My Children and I hit the road again early this morning. I had high hopes of beating the crowds and getting all their school supplies and uniforms neatly tucked away in shopping bags before noon. I'm not sure what world I was living in, but it wasn't the real one.
We made it to the school to register my daughter, because that's still one mundane task I had not yet conquered this summer. While we were there, the office manager offered to show us around the school so we were able to see the art room, the pottery room, and all the classrooms, It was pretty cool.

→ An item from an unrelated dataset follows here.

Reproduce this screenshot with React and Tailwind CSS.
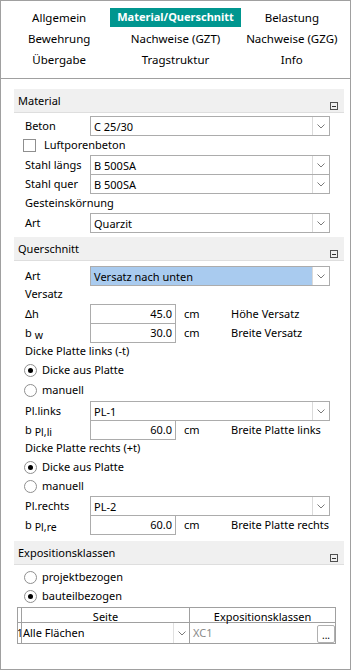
import React from "react";

const Chev = () => (
  <svg width="8" height="5" viewBox="0 0 8 5" className="block">
    <polyline points="0.5,0.5 4,4 7.5,0.5" fill="none" stroke="#7a7a7a" strokeWidth="1" />
  </svg>
);

const Dropdown = ({ value, hl }) => (
  <div className="flex h-[20px] w-[240px] shrink-0 border border-[#acacac] bg-white">
    <div className={`flex flex-1 items-center pl-[3px] leading-none ${hl ? "bg-[#a9cbef]" : ""}`}>{value}</div>
    <div className="flex w-[17px] items-center justify-center border-l border-[#dadada]">
      <Chev />
    </div>
  </div>
);

const Header = ({ title }) => (
  <div className="flex h-[24px] items-start justify-between border-b border-[#dedede] bg-[#f0f0f0] pl-[4px] pr-[6px]">
    <span className="pt-[3px] leading-[18px]">{title}</span>
    <div className="mt-[13px] flex h-[8px] w-[8px] items-center justify-center border border-[#505050]">
      <div className="h-px w-[4px] bg-[#303030]" />
    </div>
  </div>
);

const Label = ({ children }) => (
  <div className="flex h-[20px] w-[65px] shrink-0 items-center">{children}</div>
);

const Row = ({ h = "h-[19px]", children }) => <div className={`flex ${h} items-start pl-[11px]`}>{children}</div>;

const TextRow = ({ h, children }) => (
  <Row h={h}>
    <div className="flex h-full items-center">{children}</div>
  </Row>
);

const Radio = ({ checked, label, h }) => (
  <div className={`flex ${h || "h-[19px]"} items-center pl-[10px]`}>
    <div className="flex h-[13px] w-[13px] items-center justify-center rounded-full border border-[#8f8f8f] bg-white">
      {checked && <div className="h-[5px] w-[5px] rounded-full bg-black" />}
    </div>
    <span className="ml-[5px]">{label}</span>
  </div>
);

const NumRow = ({ label, value, desc }) => (
  <Row>
    <Label>{label}</Label>
    <div className="flex h-[20px] w-[86px] shrink-0 items-center justify-end border border-[#acacac] bg-white pr-[3px]">{value}</div>
    <div className="flex h-[20px] w-[55px] shrink-0 items-center pl-[8px]">cm</div>
    <div className="flex h-[20px] items-center whitespace-nowrap">{desc}</div>
  </Row>
);

const Sub = ({ base, sub }) => (
  <span className="flex items-start">
    <span>{base}</span>
    <span className="ml-[3px] mt-[5px] text-[10.5px] leading-none">{sub}</span>
  </span>
);

export default function App() {
  return (
    <div className="flex h-[670px] w-[351px] flex-col border border-[#a0a0a0] bg-white text-[11px] text-black font-['Noto_Sans',sans-serif]">
      <div className="grid h-[78px] shrink-0 grid-cols-3 content-start justify-items-center border-b border-[#a0a0a0] pt-[6px] text-[11.5px]">
        {[
          "Allgemein",
          "Material/Querschnitt",
          "Belastung",
          "Bewehrung",
          "Nachweise (GZT)",
          "Nachweise (GZG)",
          "Übergabe",
          "Tragstruktur",
          "Info",
        ].map((t) => (
          <div key={t} className="flex h-[21px] items-center">
            {t === "Material/Querschnitt" ? (
              <span className="flex h-[19px] items-center whitespace-nowrap bg-[#00968f] px-[7px] text-[11px] font-bold text-white">{t}</span>
            ) : (
              <span className="whitespace-nowrap">{t}</span>
            )}
          </div>
        ))}
      </div>

      <div className="flex flex-1 flex-col pl-[13px] pr-[6px] pt-[10px]">
        <Header title="Material" />
        <div className="mt-[3px] flex flex-col">
          <Row h="h-[20px]">
            <Label>Beton</Label>
            <Dropdown value="C 25/30" />
          </Row>
          <div className="flex h-[19px] items-center pl-[9px]">
            <div className="h-[13px] w-[13px] border border-[#8f8f8f] bg-white" />
            <span className="ml-[8px]">Luftporenbeton</span>
          </div>
          <Row>
            <Label>Stahl längs</Label>
            <Dropdown value="B 500SA" />
          </Row>
          <Row>
            <Label>Stahl quer</Label>
            <Dropdown value="B 500SA" />
          </Row>
          <TextRow h="h-[20px]">Gesteinskörnung</TextRow>
          <Row>
            <Label>Art</Label>
            <Dropdown value="Quarzit" />
          </Row>
        </div>

        <div className="mt-[5px]">
          <Header title="Querschnitt" />
        </div>
        <div className="mt-[5px] flex flex-col">
          <Row>
            <Label>Art</Label>
            <Dropdown value="Versatz nach unten" hl />
          </Row>
          <TextRow>Versatz</TextRow>
          <NumRow label="Δh" value="45.0" desc="Höhe Versatz" />
          <NumRow label={<Sub base="b" sub="w" />} value="30.0" desc="Breite Versatz" />
          <TextRow>Dicke Platte links (-t)</TextRow>
          <Radio checked label="Dicke aus Platte" />
          <Radio label="manuell" h="h-[21px]" />
          <Row>
            <Label>Pl.links</Label>
            <Dropdown value="PL-1" />
          </Row>
          <NumRow label={<Sub base="b" sub="Pl,li" />} value="60.0" desc="Breite Platte links" />
          <TextRow>Dicke Platte rechts (+t)</TextRow>
          <Radio checked label="Dicke aus Platte" />
          <Radio label="manuell" />
          <Row>
            <Label>Pl.rechts</Label>
            <Dropdown value="PL-2" />
          </Row>
          <NumRow label={<Sub base="b" sub="Pl,re" />} value="60.0" desc="Breite Platte rechts" />
        </div>

        <div className="mt-[7px]">
          <Header title="Expositionsklassen" />
        </div>
        <div className="mt-[2px] flex flex-col">
          <Radio label="projektbezogen" h="h-[20px]" />
          <Radio checked label="bauteilbezogen" />
        </div>
        <div className="ml-[3px] mt-[1px] w-[319px] border-l border-t border-[#a0a0a0]">
          <div className="flex h-[15px] border-b border-[#a0a0a0]">
            <div className="w-[4px] border-r border-[#a0a0a0]" />
            <div className="flex w-[168px] items-center justify-center border-r border-[#a0a0a0] pt-[2px] leading-none">Seite</div>
            <div className="flex flex-1 items-center justify-center border-r border-[#a0a0a0] pt-[2px] leading-none">Expositionsklassen</div>
          </div>
          <div className="flex h-[21px] border-b border-[#a0a0a0]">
            <div className="w-[4px] overflow-hidden border-r border-[#a0a0a0] text-[10px] leading-[20px]">
              <span className="-ml-[1px]">1</span>
            </div>
            <div className="flex w-[168px] border-r border-[#a0a0a0]">
              <div className="flex flex-1 items-center pl-[1px]">Alle Flächen</div>
              <div className="flex w-[16px] items-center justify-center border-l border-[#e0e0e0]">
                <Chev />
              </div>
            </div>
            <div className="flex flex-1 items-center justify-between border-r border-[#a0a0a0] pl-[3px]">
              <span className="text-[#8a8a8a]">XC1</span>
              <div className="mt-[2px] flex h-[18px] w-[18px] items-end justify-center rounded-[2px] border border-[#b0b0b0] bg-white pb-[2px] text-[10px] leading-none">...</div>
            </div>
          </div>
        </div>
      </div>
    </div>
  );
}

By the time we made it to the store it was 11:00, and I knew my hopes of being home by noon were toast. The kids waded through piles of polo shirts of every color trying to decide what colors they wanted to wear all year long. Little grumbles muffled under their breath because they were not excited about the idea of uniforms at school.
As we shuffled down the aisle with school supplies, I found myself feeling dizzy with all the choices. Too much stuff and hardly aware of where to start, the crayons, the rulers, the paper? Whatever happened to simplicity? Why do only the boys have to take wipes to school and not the girls? Where am I going to find this particular brand of watercolors? And, do they sell healthy snacks?
"What's my first day in heaven going to be like?" I wonder if it will feel anything like my daughter when she goes to first grade? :) I know, it sounds kinda silly, but will I know what I'm doing, where anything is? Will I feel like a little kid that is just exploring all around for the first time and has a ton of stuff to learn? Will I be checking out my new supplies? Will I just be in total awe of Jesus that I won't be able to leave His presence, and I'll just be hanging out at His throne, watching, all the time. Whispering is exclamations my joys and dancing in delight at the celebration in my heart. "I've arrived! I am finished, He has supplied me every color of His heart, look at life, I am here, He is here, Yippee!!"
I know that heaven will not be like buying school supplies. It'll be better. I know that sitting at the feet of Jesus is all that I need. He got me through the aisles today, and my kids have their stuff, almost all of it. Life is full of supplies, but only Jesus can give us the supplies we really need.
Say That Again Jesus, You will supply me with the needs of my heart, You will restore my soul and give me rest, You are good.